- Fellowship Dates 2014-2014
- Research Topic A Bioarchaeological and Textual Analysis of Health Care at Deir el Medina
- Fellow or Grant Type Bureau of Educational and Cultural Affairs
- Affiliation Pre-doctoral candidate University of California, Los Angeles
Studies addressing health from a biological standpoint rely on the universality of pain and illness, informing us about individuals’ suffering, but they neglect to explore how society directly impacted an individual’s health. Consequently, archaeologists need to develop a model for studying healthcare that incorporates both biological and social factors and analyzes not only how individuals died but what social mechanisms helped them survive.
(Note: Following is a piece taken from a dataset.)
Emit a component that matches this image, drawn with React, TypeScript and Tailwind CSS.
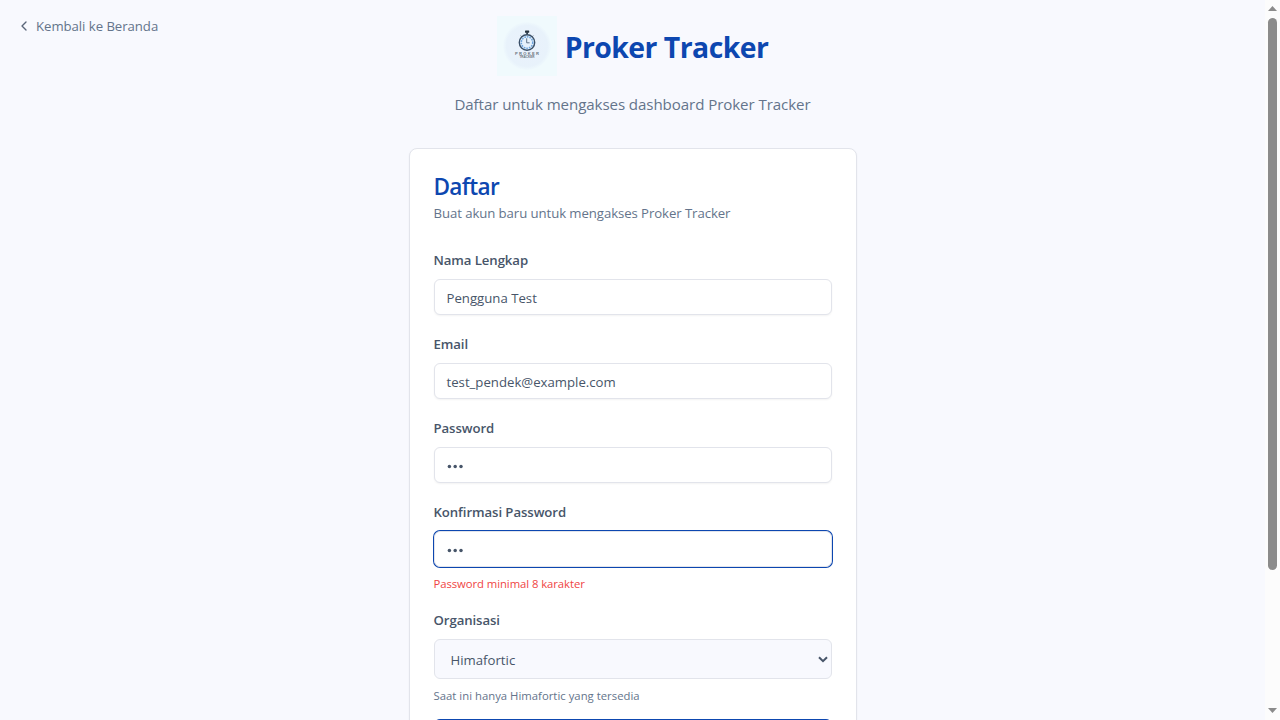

Egyptology is particularly well-positioned to consider the relationship between health and society; however, an enormous gap exists in our understanding of health in ancient Egypt – no study effectively combines texts concerning health with paleopathological information from human remains to link healthcare directly with evidence of disease and treatment. This research clarifies the relationship between society and health, specifically informing us about how economic, social and political position could directly improve or worsen an individual’s health status through an interdisciplinary analysis on health at the site of Deir el Medina in Luxor, Egypt. It uses a traditional paleopathological approach to health in the human remains from the site in combination with a textual analysis of letters, medical texts and state documents to gain a more holistic understanding of the intersection between morbidity patterns for the population at Deir el Medina and the healthcare system in place for the town’s residents. Through these two separate data sets, this study assess how health care systems at Deir el Medina varied between individuals with different genders, statuses and occupations. It determines how health and healthcare systems in place at Deir el Medina changed after the economic and political collapse of the Egyptian state and how differing social mechanisms directly altered healthcare and morbidity patterns amongst the town’s inhabitants.